USE investor data was exposed to hackers, investigation finds

The investigation faults USE and Soft Edge for failing to protect investor data from third-party access. PHOTO / FILE

By Daily Monitor

An investigations by the Personal Data Protection Office, a government unit established as an independent office under the National Information Technology Authority, Uganda, has indicated that unauthorised people accessed personal data of thousands of investors at the Uganda Securities Exchange (USE) for at least 12 days in June last year. 

The investigation, which pins USE and its technology partner Soft Edge for negligence in handling personal data of clients leading to exposure to unauthorised third parties, followed an exposé, in which this publication had published a story after it was alerted to a possible data breach on USE servers in the US.  

Ms Stella Alibateese, the Personal Data Protection Office director, led the year-long investigation.

“After reviewing the documents shared and interviewing representatives from USE and Soft Edge, it was determined that the breach occurred on the infrastructure of Soft Edge due to an incorrectly configured firewall … this created an open port, from which personal data was exposed for a period of about 12 days,” the report, titled security data breach at USE, reads in part, noting that the data which was accessed included National Identification Numbers (NINs), names, dates of birth, emails, physical addresses and telephone numbers of investors. 

However, an investigation by this reporter had earlier indicated that other personal details such as passwords, usernames, plaintext credentials, access tokens and bank details had also been exposed to unauthorised third party access for weeks.  

The breach, Ms Alibateese indicated, was deserving of prosecution on the part of USE, Soft Edge and their accountable representatives, noting that the two entities had “failed to notice the continuous exposure of personal data for 12 days until it was publicised”. 

Details of the investigation indicated that the Personal Data Protection Office had first received a notification of the breach through a June 18, 2022 complaint by Unwanted Witness, a civil society organisation, two days after had highlighted the same in a June 16, 2022 story. 

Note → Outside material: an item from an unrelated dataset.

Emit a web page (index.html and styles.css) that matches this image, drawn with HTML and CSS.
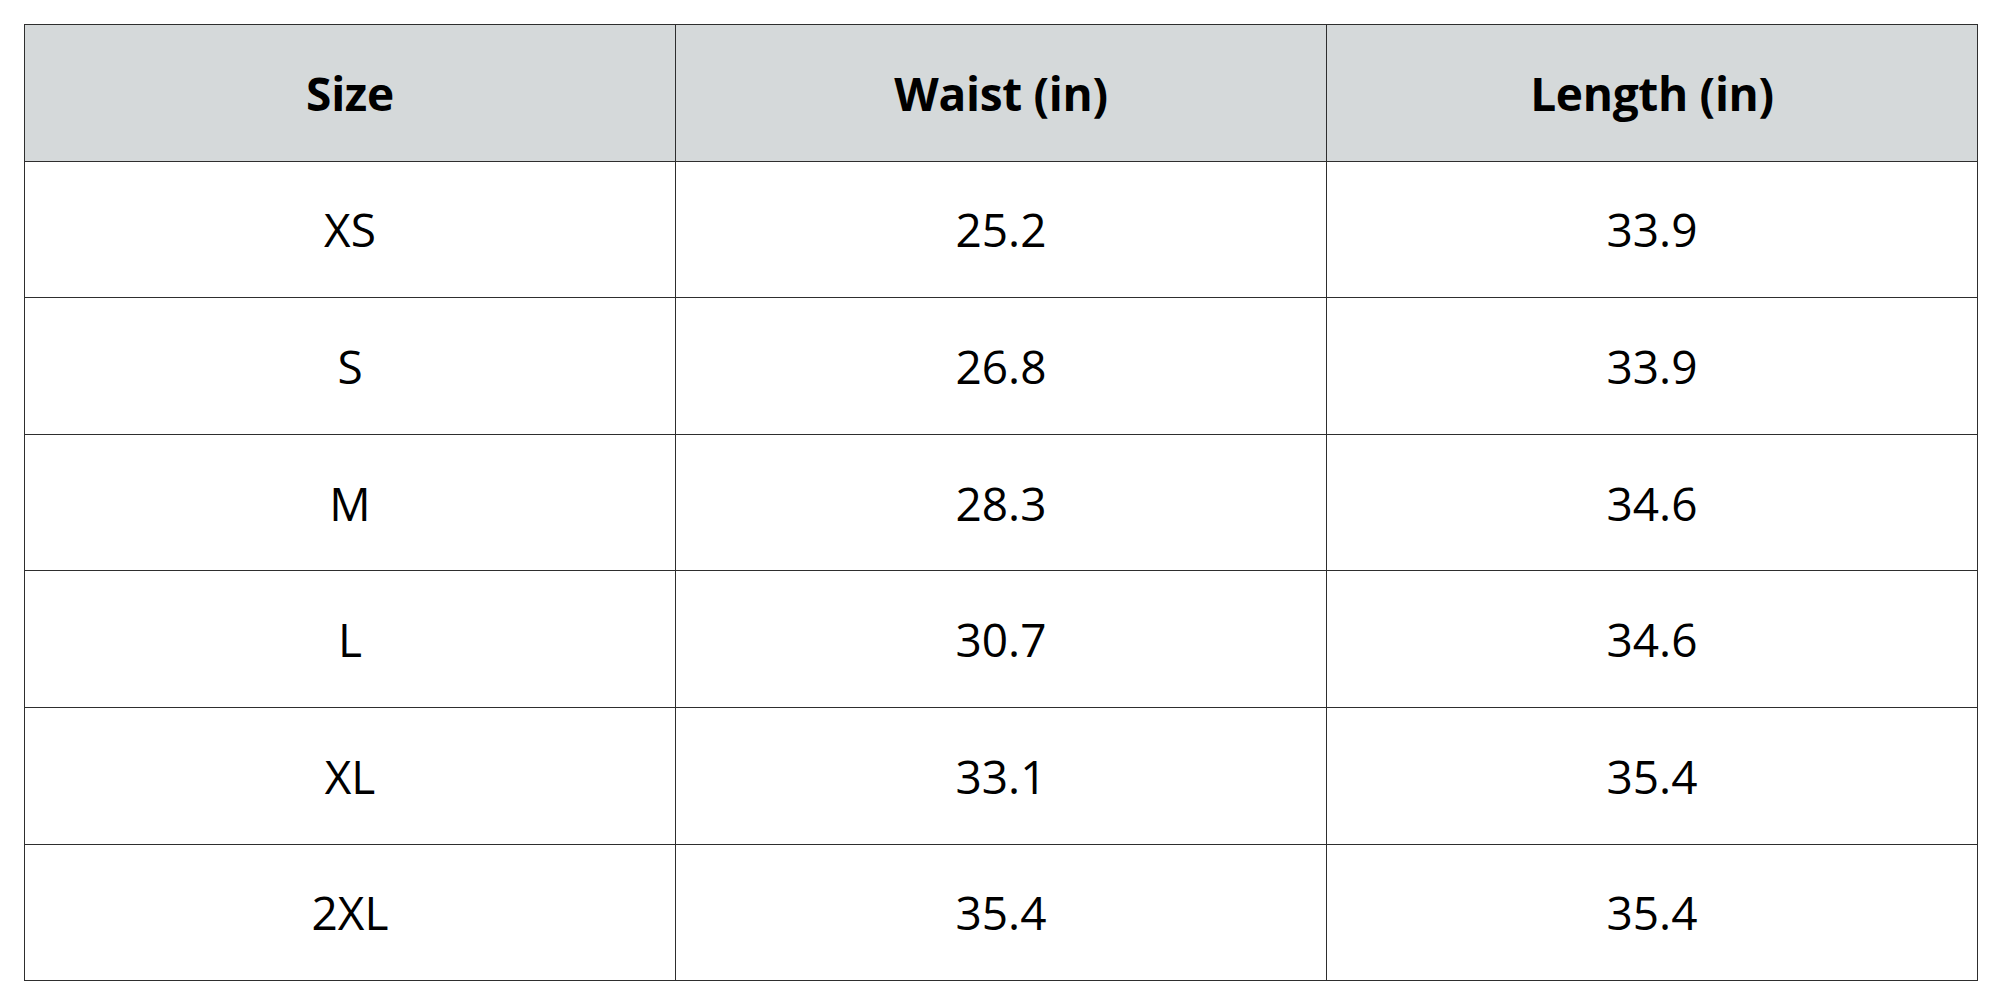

The breach had resulted from an incorrectly configured firewall on the audit logging server created to track all actions during an upgrade of USE’s Know Your Customer system. 

The investigation also found that USE had failed to fulfill its duty as a data collector when it failed to ensure that Soft Edge complied with its policies to protect individuals’ personal data.

A USE official who spoke to Monitor over the weekend, said the USE chief executive Paul Bwiso, could only make a substantive statement through a direct meeting with this reporter on the likely actions highlighted by the investigation. 

Mr Keith Kalyegira, the chief executive officer at Capital Markets Authority (CMA), the industry regulator, declined to comment on the matter, saying he was out of the country, and instead referred Monitor to Mr Edgar Mutebi, the CMA acting director supervision, whose phone numbers were out of reach by press time. 

However, Mr Dickson Ssembuya, the CMA director of research and market development, said they will review the report recommendations and act appropriately.

This publication could not readily obtain a comment from Soft Edge. The report also noted that the investigation had found that Soft Edge was not registered with the Personal Data Protection Office as required by the Privacy Act and its agreement with USE was inadequate to secure the integrity and confidentiality of personal data.

USE is expected to implement any form of non-compliance within three months from the date of publication of the report, which also highlights that under Section 38 of the Privacy Act that any corporation and every officer of the corporation who knowingly and willfully authorises or permits access to personal data under its custody, commits an offence. 

Extent of the breach

An investigation by last year had been prompted by an alert from a Twitter account under the names of Anurag Sen, which had published that: “Personal details of hundreds of thousands of Ugandan citizens had leaked due to lapses of [sic] USE”. The details shared by the whistle-blower indicated personal data had leaked through http://194.163.136.1:9200/. 

An analysis of the breach later revealed that more than 700 investor personal data had been accessed with Cipla, MTN and Umeme being the most affected. Mr Joram Ongura, an industry brokerage expert, said the data breach is the first of its kind in the market and, therefore, creates mistrust, noting that the underlying trust is the confidentiality clause between brokers and clients and once the trust is broken, it might lead to lesser interest in certain markets and investors being penalised in their respective markets. 

“The concern would be for the institutional investors, who are required to adhere to a strict compliance environment, and definitely that means they will need to know if those issues have been addressed,” he said.